> **Given problem**:
Scan the following material for the string "full" and copy each line in which it appears.
<<<<
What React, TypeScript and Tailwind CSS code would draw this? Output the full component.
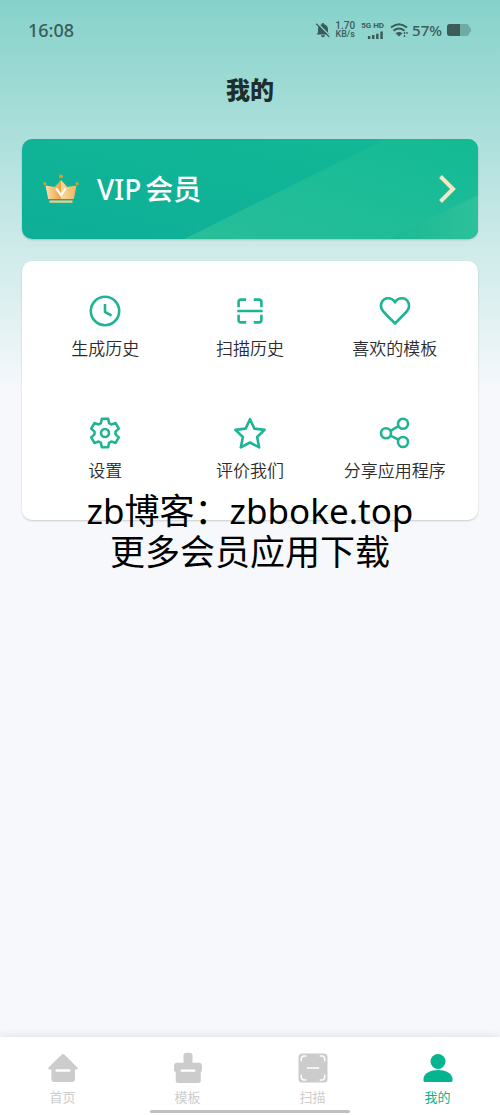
import type { ReactNode } from "react";

type Item = { label: string; icon: ReactNode };

const line = {
  viewBox: "0 0 32 32",
  fill: "none",
  stroke: "currentColor",
  strokeWidth: 2.6,
  strokeLinejoin: "round" as const,
  className: "size-8",
  "aria-hidden": true,
};

const items: Item[] = [
  {
    label: "生成历史",
    icon: (
      <svg {...line}>
        <circle cx="16" cy="16" r="14.2" />
        <path d="M16 9v8l6.5 3.7" strokeLinejoin="miter" />
      </svg>
    ),
  },
  {
    label: "扫描历史",
    icon: (
      <svg {...line}>
        <path d="M4.6 12.3V7Q4.6 4.6 7 4.6h5.2M19.8 4.6H25q2.4 0 2.4 2.4v5.3M4.6 19.7V25q0 2.4 2.4 2.4h5.2M19.8 27.4H25q2.4 0 2.4-2.4v-5.3M3.3 16h25.4" />
      </svg>
    ),
  },
  {
    label: "喜欢的模板",
    icon: (
      <svg {...line}>
        <path d="M16 28.5 4.3 16.5C-.3 11.5 2.4 3.3 9.2 3.3c3 0 5.3 1.5 6.8 4 1.5-2.5 3.8-4 6.8-4 6.8 0 9.5 8.2 4.9 13.2Z" />
      </svg>
    ),
  },
  {
    label: "设置",
    icon: (
      <svg {...line}>
        <path d="M12.8 1.8h6.4l.9 4.4 2.2 1.3 4.3-1.4 3.2 5.5-3.3 3v2.8l3.3 3-3.2 5.5-4.3-1.4-2.2 1.3-.9 4.4h-6.4l-.9-4.4-2.2-1.3-4.3 1.4-3.2-5.5 3.3-3v-2.8l-3.3-3 3.2-5.5 4.3 1.4 2.2-1.3Z" />
        <circle cx="16" cy="16" r="4" />
      </svg>
    ),
  },
  {
    label: "评价我们",
    icon: (
      <svg {...line}>
        <path d="m16 2.2 4.4 9.4 10.2 1.3-7.5 7.1 2.1 10.4L16 25.5l-9.2 4.9L8.9 20l-7.5-7.1 10.2-1.3Z" />
      </svg>
    ),
  },
  {
    label: "分享应用程序",
    icon: (
      <svg {...line}>
        <circle cx="7" cy="16.3" r="5" />
        <circle cx="24" cy="6.8" r="5" />
        <circle cx="24" cy="25" r="5" />
        <path d="m11.4 13.8 8.2-4.6M11.4 18.7l8.2 4" />
      </svg>
    ),
  },
];

const tabs: Item[] = [
  {
    label: "首页",
    icon: (
      <svg viewBox="0 0 32 32" className="size-8" aria-hidden="true">
        <path
          d="M14.7 2.5q1.3-1.2 2.6 0l13.1 13q1.2 1.7-.7 1.9H28v10.2q0 2.4-2.4 2.4H6.8q-2.4 0-2.4-2.4V17.4H2.3q-1.9-.2-.7-1.9Z"
          fill="currentColor"
        />
        <rect x="8.5" y="17.3" width="15" height="2.4" rx="1" fill="white" />
      </svg>
    ),
  },
  {
    label: "模板",
    icon: (
      <svg viewBox="0 0 32 32" className="size-8" aria-hidden="true">
        <path
          d="M11.5 3.5q0-2.8 2.8-2.8h3.4q2.8 0 2.8 2.8v7.3H27q3 0 3 3v4q0 2-1.2 2.2v8.5q0 2.5-2.5 2.5H6.2q-2.5 0-2.5-2.5V20Q2 19.6 2 17.8v-4q0-3 3-3h6.5Z"
          fill="currentColor"
        />
        <rect x="8.5" y="17.4" width="15" height="2.4" rx="1" fill="white" />
      </svg>
    ),
  },
  {
    label: "扫描",
    icon: (
      <svg viewBox="0 0 32 32" className="size-8" aria-hidden="true">
        <rect x="1.5" y="1.5" width="29" height="29" rx="3.5" fill="currentColor" />
        <path
          d="M4.3 8.8V7q0-3 3-3h1.5M23.2 4h1.5q3 0 3 3v1.8M4.3 23.2V25q0 3 3 3h1.5M23.2 28h1.5q3 0 3-3v-1.8M10.3 16h11.4"
          fill="none"
          stroke="white"
          strokeWidth="1.5"
          strokeLinecap="round"
        />
      </svg>
    ),
  },
  {
    label: "我的",
    icon: (
      <svg viewBox="0 0 32 32" className="size-8" aria-hidden="true">
        <circle cx="16" cy="9.5" r="7.5" fill="currentColor" />
        <path d="M1.5 28.5V26C2.5 21 8.5 18 16 18s13.5 3 14.5 8v2.5q0 1.5-1.5 1.5H3q-1.5 0-1.5-1.5Z" fill="currentColor" />
      </svg>
    ),
  },
];

function StatusBar() {
  return (
    <div className="flex h-15 items-center justify-between px-7 text-[#3b5c59]">
      <span className="text-lg font-medium">16:08</span>
      <div className="flex items-center gap-1">
        <svg viewBox="0 0 16 16" className="size-4" aria-hidden="true">
          <path d="M8 1a1.2 1.2 0 0 1 1.2 1.2C11.6 2.8 13 4.7 13 7v3.5l1.5 2H1.5l1.5-2V7c0-2.3 1.4-4.2 3.8-4.8A1.2 1.2 0 0 1 8 1ZM6 13.3h4a2 2 0 0 1-4 0Z" fill="currentColor" />
          <path d="m2.2 1 13 13.2" stroke="#8fd5ce" strokeWidth="1.5" />
          <path d="m1.2 1.7 13 13.2" stroke="currentColor" strokeWidth="1.3" />
        </svg>
        <div className="flex flex-col items-center font-['Roboto'] text-[9px] leading-[9px] font-medium">
          <span className="text-[10px]">1.70</span>
          <span>KB/s</span>
        </div>
        <div className="mx-0.5 flex flex-col items-end gap-px font-['Roboto']">
          <span className="text-[8px] leading-2 font-bold">5G HD</span>
          <svg viewBox="0 0 18 9" className="h-2 w-4.5" fill="currentColor" aria-hidden="true">
            <path d="M1 5.5h2.8V9H1ZM5.6 4.5h2.8V9H5.6ZM10.2 3H13v6h-2.800ZM15 .5h2.800V9H15Z" />
          </svg>
        </div>
        <svg viewBox="0 0 18 14" className="h-3.5 w-4.5" fill="none" stroke="currentColor" strokeWidth="2" aria-hidden="true">
          <path d="M1 4.5q8-6.500 16 0M3.500 7.700q5.500-4.400 11 0" />
          <path d="M5.500 10.300q3.500-2.800 7 0L9 13.500Z" fill="currentColor" stroke="none" />
          <path d="M14.500 9v2M14.500 12v2M17 9v2" strokeWidth="1.3" />
        </svg>
        <span className="text-[15px] font-medium">57%</span>
        <svg viewBox="0 0 26 14" className="h-3.5 w-6.5" aria-hidden="true">
          <path d="M4 1h16q3 0 3 2.5l2 2v3l-2 2Q23 13 20 13H4q-3 0-3-3V4q0-3 3-3Z" fill="#70aaa5" />
          <path d="M14 1v12H4q-3 0-3-3V4q0-3 3-3Z" fill="currentColor" />
        </svg>
      </div>
    </div>
  );
}

function Crown() {
  return (
    <svg viewBox="0 0 36 30" className="h-7.5 w-9" aria-hidden="true">
      <defs>
        <linearGradient id="gold-left">
          <stop stopColor="#fce0b0" />
          <stop offset="1" stopColor="#eda03d" />
        </linearGradient>
        <linearGradient id="gold-right">
          <stop stopColor="#fad89e" />
          <stop offset="1" stopColor="#f0b55f" />
        </linearGradient>
      </defs>
      <path d="m2.5 11.5 9.2 1.5L18 6v19H5.2Z" fill="url(#gold-left)" />
      <path d="m33.5 11.5-9.2 1.5L18 6v19h12.8Z" fill="url(#gold-right)" />
      <path d="M6.5 26.5h23v2.2h-23Z" fill="#f5cc86" />
      <circle cx="18" cy="2.3" r="1.9" fill="#e39a31" />
      <circle cx="1.8" cy="9.5" r="1.5" fill="#e39a31" />
      <circle cx="34.2" cy="9.5" r="1.5" fill="#e39a31" />
      <path d="m13.3 14.3 4.7 7 4.7-7" fill="none" stroke="white" strokeWidth="2.2" />
    </svg>
  );
}

export default function App() {
  return (
    <div className="flex min-h-screen flex-col bg-[#f6f8fc] bg-[linear-gradient(to_bottom,#86d2ca_0px,#acdfdb_135px,#cdeae9_245px,#f6f8fc_390px)] font-['Noto_Sans','Noto_Sans_CJK_SC',sans-serif] text-[#333333]">
      <StatusBar />
      <header className="flex h-15 items-center justify-center text-[#1d2e2c]">
        <h1 className="text-2xl font-black">我的</h1>
      </header>
      <main className="flex flex-1 flex-col gap-[22px] px-[22px] pt-[19px]">
        <button
          type="button"
          className="relative flex h-25 w-full items-center overflow-hidden rounded-[10px] bg-linear-to-tr from-[#0eae98] to-[#12b995] px-[21px] text-white shadow-[0_1px_2px_rgba(0,0,0,0.18)]"
        >
          <svg viewBox="0 0 456 100" preserveAspectRatio="none" className="absolute inset-0 size-full" aria-hidden="true">
            <defs>
              <linearGradient id="sheen" x1="0" y1="1" x2="1" y2="0">
                <stop stopColor="#29be9a" />
                <stop offset="0.6" stopColor="#1bbc97" />
                <stop offset="1" stopColor="#12ba93" />
              </linearGradient>
              <linearGradient id="corner" x1="0" y1="0" x2="1" y2="0">
                <stop stopColor="#1bb995" />
                <stop offset="1" stopColor="#2cc19a" />
              </linearGradient>
            </defs>
            <path d="M162 100 364 0h92v100Z" fill="url(#sheen)" />
            <path d="M366 100 456 56v44Z" fill="url(#corner)" />
          </svg>
          <span className="relative flex w-full items-center">
            <Crown />
            <span className="ml-[18px] flex gap-1 text-[28px] leading-10 font-medium">
              <span>VIP</span>
              <span>会员</span>
            </span>
            <svg viewBox="0 0 20 30" className="ml-auto h-7.5 w-5" fill="none" stroke="#f2e6c5" strokeWidth="4" aria-hidden="true">
              <path d="m3.5 2.5 12.5 12.5L3.5 27.5" />
            </svg>
          </span>
        </button>
        <section className="relative rounded-[10px] bg-white px-[11px] pt-[34px] pb-[41px] shadow-[0_1px_2px_rgba(0,0,0,0.18)]">
          <div className="grid grid-cols-3 gap-y-15">
            {items.map((item) => (
              <button key={item.label} type="button" className="flex flex-col items-center gap-3 text-[#1fb494]">
                {item.icon}
                <span className="text-[17px] leading-5 font-[350] text-[#2b2b2b] -mb-0.5">{item.label}</span>
              </button>
            ))}
          </div>
          <div className="pointer-events-none absolute inset-x-0 top-[229px] text-center text-[35px] leading-[41px] text-black">
            <p>zb博客：zbboke.top</p>
            <p>更多会员应用下载</p>
          </div>
        </section>
      </main>
      <nav className="relative grid h-[78px] grid-cols-4 bg-white shadow-[0_-1px_8px_rgba(40,50,80,0.12)]">
        {tabs.map((tab) => (
          <a
            key={tab.label}
            href="#"
            aria-current={tab.label === "我的" ? "page" : undefined}
            className="flex flex-col items-center gap-1 pt-[15px] text-[#cccccc] aria-[current=page]:text-[#06b58f]"
          >
            {tab.icon}
            <span className="text-[13px] leading-[18px]">{tab.label}</span>
          </a>
        ))}
        <div className="absolute bottom-0.5 left-1/2 h-[3px] w-50 -translate-x-1/2 rounded-full bg-[#bfbfbf]" />
      </nav>
    </div>
  );
}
>>>>
> **Final result**:
What React, TypeScript and Tailwind CSS code would draw this? Output the full component.
          className="relative flex h-25 w-full items-center overflow-hidden rounded-[10px] bg-linear-to-tr from-[#0eae98] to-[#12b995] px-[21px] text-white shadow-[0_1px_2px_rgba(0,0,0,0.18)]"
          <svg viewBox="0 0 456 100" preserveAspectRatio="none" className="absolute inset-0 size-full" aria-hidden="true">
          <span className="relative flex w-full items-center">
        <div className="absolute bottom-0.5 left-1/2 h-[3px] w-50 -translate-x-1/2 rounded-full bg-[#bfbfbf]" />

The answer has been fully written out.